Wenn ich mit dem Rücken zur Tür oder in den Raum hinein sitzen muss, dann bereitet mir das massives Unbehagen.

Während es mir im privaten Kontext vielleicht nur unangenehm ist (und meine liebsten Freunde mir wissend schon längst freiwillig den Bank- oder Wandplatz überlassen), wage ich zu behaupten, dass es mir im beruflichen Kontext mindestens 30 Prozent meiner Produktivität klaut, weder Wand noch Fenster im Rücken zu haben.

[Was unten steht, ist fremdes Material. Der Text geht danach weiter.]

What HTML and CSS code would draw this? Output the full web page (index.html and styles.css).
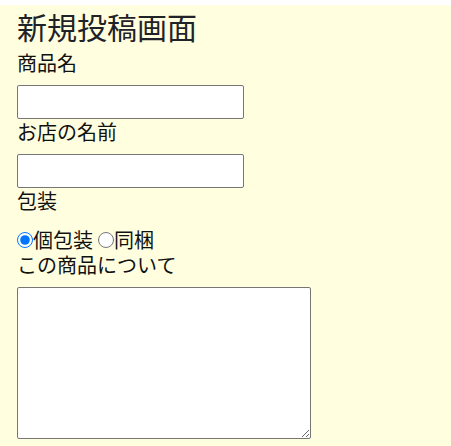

Als ich nun letzten Freitag mein neues Büro betrat, hatten mir meine neuen Kollegen einen Platz in ihrer Mitte ausgesucht und ihn für mich hübsch hergerichtet. Ich erzählte bereits davon. Verheimlicht habe ich bisher aber die Lage des Platzes. Aus Gutem Grund. Er befindet sich mitten im Raum. Mit dem Rücken zur Tür. Und nachdem wir gleich am ersten Tag gefühlte 50 Besucher im Büro hatten und ich mich jedes einzelne Mal, wenn die Tür aufging, gleichermaßen gestört und beunruhigt umdrehen musste, sah ich mich schon nach wenigen Tagen in Notwehr ins Home Office ziehen.

Glücklicherweise konnte ich dieses harte Schicksal aber gerade noch abwenden, denn es gab in unserem Büro tatsächlich noch einen Platz mit Wand im Rücken und der Tür im Blick und auf diesen haben mich bezaubernden Herren Kollegen heute gemeinschaftlich umgezogen. Und jetzt ist plötzlich alles irgendwie gut.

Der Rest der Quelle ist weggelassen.